From Walter Ukaegbu, Abuja
STANDARDS Organisation of Nigeria (SON) has promised to partner the Nigerian Institute of Architects (NIA) to fight the current wave of production and sale of substandard building materials as a result of the rise in building collapse across the country.
The Acting Director General of SON, Dr. Paul Angya, made this known recently in Abuja when the executive members of the institute led by its President, Tonye Braide, visited him.
Angya said the increasing rate of building collapse in the country was worrisome and called on the institute to see themselves as partners in the development of Nigeria by becoming vanguards of standards.
He informed the institute of an existing task force in SON, and invited them to partner SON to fight and instil discipline in the build industry, particularly the iron and steel sector as well as other components that are suspected to be major problems and causes of building collapse in the country.
The Director General also said that SON was willing to sign a Memoranda of Understanding (MoU) with the institute, promising to put together a team that will work out the criteria with the institute.
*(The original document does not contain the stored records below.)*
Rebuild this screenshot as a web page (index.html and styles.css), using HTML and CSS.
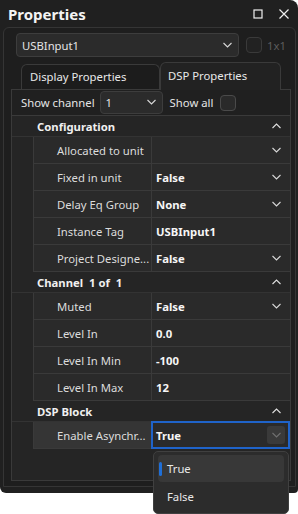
FILE: index.html
```html
<!DOCTYPE html>
<html lang="en">
<head>
    <meta charset="UTF-8">
    <title>Properties</title>
    <link rel="stylesheet" href="styles.css">
</head>
<body>
    <div class="window">
        <div class="titlebar">
            <span class="title">Properties</span>
            <svg class="win-btn" width="10" height="10" viewBox="0 0 10 10"><rect x="1" y="1" width="8" height="8" fill="none" stroke="#f0f0f0" stroke-width="1.2"/></svg>
            <svg class="win-btn close" width="12" height="12" viewBox="0 0 12 12"><path d="M1.5 1.5 L10.5 10.5 M10.5 1.5 L1.5 10.5" stroke="#f0f0f0" stroke-width="1.2"/></svg>
        </div>
        <div class="panel">
            <div class="top-row">
                <div class="combo">
                    <span>USBInput1</span>
                    <svg class="chev" width="9" height="6" viewBox="0 0 9 6"><path d="M0.5 1 L4.5 5 L8.5 1" fill="none" stroke="#d8d8d8" stroke-width="1.1"/></svg>
                </div>
                <div class="check disabled"></div>
                <span class="dim">1x1</span>
            </div>
            <div class="tabs">
                <div class="tab">Display Properties</div>
                <div class="tab active">DSP Properties</div>
            </div>
            <div class="tab-body">
                <div class="show-row">
                    <span>Show channel</span>
                    <div class="combo small">
                        <span>1</span>
                        <svg class="chev" width="9" height="6" viewBox="0 0 9 6"><path d="M0.5 1 L4.5 5 L8.5 1" fill="none" stroke="#d8d8d8" stroke-width="1.1"/></svg>
                    </div>
                    <span>Show all</span>
                    <div class="check"></div>
                </div>
                <div class="grid">
                    <div class="cat">
                        <span>Configuration</span>
                        <svg class="chev" width="9" height="6" viewBox="0 0 9 6"><path d="M0.5 5 L4.5 1 L8.5 5" fill="none" stroke="#e0e0e0" stroke-width="1.1"/></svg>
                    </div>
                    <div class="prop"><div class="name">Allocated to unit</div><div class="val"><span></span><svg class="chev" width="9" height="6" viewBox="0 0 9 6"><path d="M0.5 1 L4.5 5 L8.5 1" fill="none" stroke="#d8d8d8" stroke-width="1.1"/></svg></div></div>
                    <div class="prop"><div class="name">Fixed in unit</div><div class="val"><span>False</span><svg class="chev" width="9" height="6" viewBox="0 0 9 6"><path d="M0.5 1 L4.5 5 L8.5 1" fill="none" stroke="#d8d8d8" stroke-width="1.1"/></svg></div></div>
                    <div class="prop"><div class="name">Delay Eq Group</div><div class="val"><span>None</span><svg class="chev" width="9" height="6" viewBox="0 0 9 6"><path d="M0.5 1 L4.5 5 L8.5 1" fill="none" stroke="#d8d8d8" stroke-width="1.1"/></svg></div></div>
                    <div class="prop"><div class="name">Instance Tag</div><div class="val"><span>USBInput1</span></div></div>
                    <div class="prop"><div class="name">Project Designe...</div><div class="val"><span>False</span><svg class="chev" width="9" height="6" viewBox="0 0 9 6"><path d="M0.5 1 L4.5 5 L8.5 1" fill="none" stroke="#d8d8d8" stroke-width="1.1"/></svg></div></div>
                    <div class="cat">
                        <span>Channel&nbsp;&nbsp;1 of&nbsp;&nbsp;1</span>
                        <svg class="chev" width="9" height="6" viewBox="0 0 9 6"><path d="M0.5 5 L4.5 1 L8.5 5" fill="none" stroke="#e0e0e0" stroke-width="1.1"/></svg>
                    </div>
                    <div class="prop"><div class="name">Muted</div><div class="val"><span>False</span><svg class="chev" width="9" height="6" viewBox="0 0 9 6"><path d="M0.5 1 L4.5 5 L8.5 1" fill="none" stroke="#d8d8d8" stroke-width="1.1"/></svg></div></div>
                    <div class="prop"><div class="name">Level In</div><div class="val"><span>0.0</span></div></div>
                    <div class="prop"><div class="name">Level In Min</div><div class="val"><span>-100</span></div></div>
                    <div class="prop"><div class="name">Level In Max</div><div class="val"><span>12</span></div></div>
                    <div class="cat">
                        <span>DSP Block</span>
                        <svg class="chev" width="9" height="6" viewBox="0 0 9 6"><path d="M0.5 5 L4.5 1 L8.5 5" fill="none" stroke="#e0e0e0" stroke-width="1.1"/></svg>
                    </div>
                    <div class="prop selected"><div class="name">Enable Asynchr...</div><div class="val editing"><span>True</span><div class="drop-btn"><svg width="9" height="6" viewBox="0 0 9 6"><path d="M0.5 1 L4.5 5 L8.5 1" fill="none" stroke="#707070" stroke-width="1.1"/></svg></div></div></div>
                    <div class="filler"></div>
                </div>
            </div>
        </div>
        <div class="popup">
            <div class="item current">True</div>
            <div class="item">False</div>
        </div>
    </div>
</body>
</html>
```

FILE: styles.css
```css
html, body {
    height: 514px;
}
body {
    margin: 0;
    background-color: #ffffff;
    font-family: "Noto Sans", "Open Sans", sans-serif;
    font-size: 11.3px;
    color: #e4e4e4;
}
.window {
    position: relative;
    width: 298px;
    height: 493px;
    background-color: #202020;
    border-radius: 0 8px 4px 6px;
    box-sizing: border-box;
    padding-bottom: 6px;
    display: flex;
    flex-direction: column;
}
.titlebar {
    height: 27px;
    display: flex;
    align-items: center;
    padding: 0 8px 0 8px;
}
.title {
    font-size: 15px;
    font-weight: bold;
    color: #f4f4f4;
    flex: 1;
}
.win-btn {
    margin-left: 14px;
}
.win-btn.close {
    margin-left: 15px;
}
.panel {
    flex: 1;
    margin: 0 2px 0 3px;
    border: 1px solid #353535;
    border-radius: 6px 6px 0 0;
    padding-top: 5px;
    padding-bottom: 5px;
    display: flex;
    flex-direction: column;
    background-color: #1e1e1e;
}
.top-row {
    display: flex;
    align-items: center;
    padding-left: 12px;
    height: 24px;
}
.combo {
    width: 223px;
    height: 24px;
    box-sizing: border-box;
    background-color: #2b2b2b;
    border: 1px solid #3d3d3d;
    border-radius: 4px;
    display: flex;
    align-items: center;
    padding: 0 6px 0 5px;
}
.combo span {
    flex: 1;
}
.check {
    width: 16px;
    height: 16px;
    box-sizing: border-box;
    border: 1px solid #4a4a4a;
    border-radius: 4px;
    background-color: #2a2a2a;
}
.check.disabled {
    margin-left: 7px;
    border-color: #3a3a3a;
    background-color: #222;
}
.dim {
    color: #5c5c5c;
    margin-left: 5px;
}
.tabs {
    display: flex;
    align-items: flex-end;
    margin-top: 5px;
    padding-left: 17px;
    height: 27px;
}
.tab {
    height: 25px;
    box-sizing: border-box;
    border: 1px solid #3a3a3a;
    border-bottom: none;
    border-radius: 6px 6px 0 0;
    padding: 4px 0 0 8px;
    width: 139px;
    color: #e8e8e8;
    background-color: #1c1c1c;
}
.tab.active {
    height: 28px;
    width: 121px;
    padding-left: 7px;
    padding-top: 5px;
    background-color: #222222;
    position: relative;
    top: 1px;
}
.tab-body {
    flex: 1;
    margin: 0 4px 0 7px;
    border: 1px solid #3a3a3a;
    display: flex;
    flex-direction: column;
    background-color: #202020;
}
.show-row {
    height: 25px;
    display: flex;
    align-items: center;
    padding-left: 9px;
}
.combo.small {
    width: 63px;
    height: 23px;
    margin: 0 7px 1px 5px;
}
.show-row .check {
    margin-left: 7px;
}
.grid {
    flex: 1;
    border-top: 1px solid #3a3a3a;
    background-color: #252525;
    display: flex;
    flex-direction: column;
}
.cat {
    height: 21px;
    flex-shrink: 0;
    display: flex;
    align-items: center;
    padding: 0 9px 0 25px;
    font-weight: bold;
    color: #f0f0f0;
    border-bottom: 1px solid #333333;
    box-sizing: border-box;
}
.cat span {
    flex: 1;
}
.prop {
    height: 27px;
    flex-shrink: 0;
    margin-left: 21px;
    display: flex;
    box-sizing: border-box;
    border-bottom: 1px solid #3a3a3a;
    border-left: 1px solid #3a3a3a;
    background-color: #2a2a2a;
}
.name {
    box-sizing: border-box;
    width: 118px;
    padding-left: 23px;
    border-right: 1px solid #3a3a3a;
    display: flex;
    align-items: center;
    white-space: nowrap;
    color: #dcdcdc;
}
.val {
    flex: 1;
    display: flex;
    align-items: center;
    padding: 0 9px 0 4px;
    font-weight: bold;
    color: #f6f6f6;
}
.val span {
    flex: 1;
}
.prop.selected .name {
    background-color: #353535;
}
.val.editing {
    border: 2px solid #1f63c9;
    margin: -1px 0 -1px -1px;
    padding: 0 3px 0 3px;
}
.drop-btn {
    width: 18px;
    height: 18px;
    border-radius: 3px;
    background-color: #3a3a3a;
    display: flex;
    align-items: center;
    justify-content: center;
}
.filler {
    flex: 1;
}
.popup {
    position: absolute;
    z-index: 10;
    left: 153px;
    top: 451px;
    width: 136px;
    height: 63px;
    box-sizing: border-box;
    background-color: #2c2c2c;
    border: 1px solid #404040;
    border-radius: 5px;
    padding: 3px 4px;
}
.item {
    height: 27px;
    display: flex;
    align-items: center;
    padding-left: 9px;
    border-radius: 4px;
    color: #e8e8e8;
    margin-bottom: 1px;
}
.item.current {
    background-color: #383838;
    position: relative;
}
.item.current::before {
    content: "";
    position: absolute;
    left: 1px;
    top: 7px;
    width: 3px;
    height: 14px;
    border-radius: 2px;
    background-color: #1f6fd8;
}
```
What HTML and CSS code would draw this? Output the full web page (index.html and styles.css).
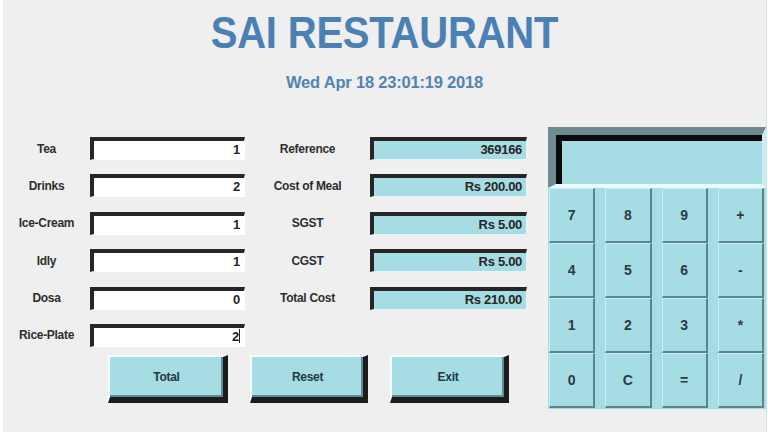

He enjoined them to have a better understanding of standards as that will be the basis for working together.
Angya used the forum to inform members of the institute that electrical cables made in Nigeria rank among the best in the world, but regretted that some unscrupulous Nigerian businessmen and women, in connivance with their foreign cohorts, import substandard foreign cables and label them “Made in Nigeria” in order to deceive the unsuspecting consumer, adding that the fight against substandard products/services in the country should be seen as a fight by all Nigerians to minimise the influx of substandard products in the country.
Earlier in his address, President of the institute, Tonye Braide, thanked the Acting Director General and management of SON for the warm reception accorded him and his team. He informed the DG that they were in SON to seek ways of collaborating with it in the fight against the production and sale of substandard building materials which in turn is the result of the increasing incidences of building collapse.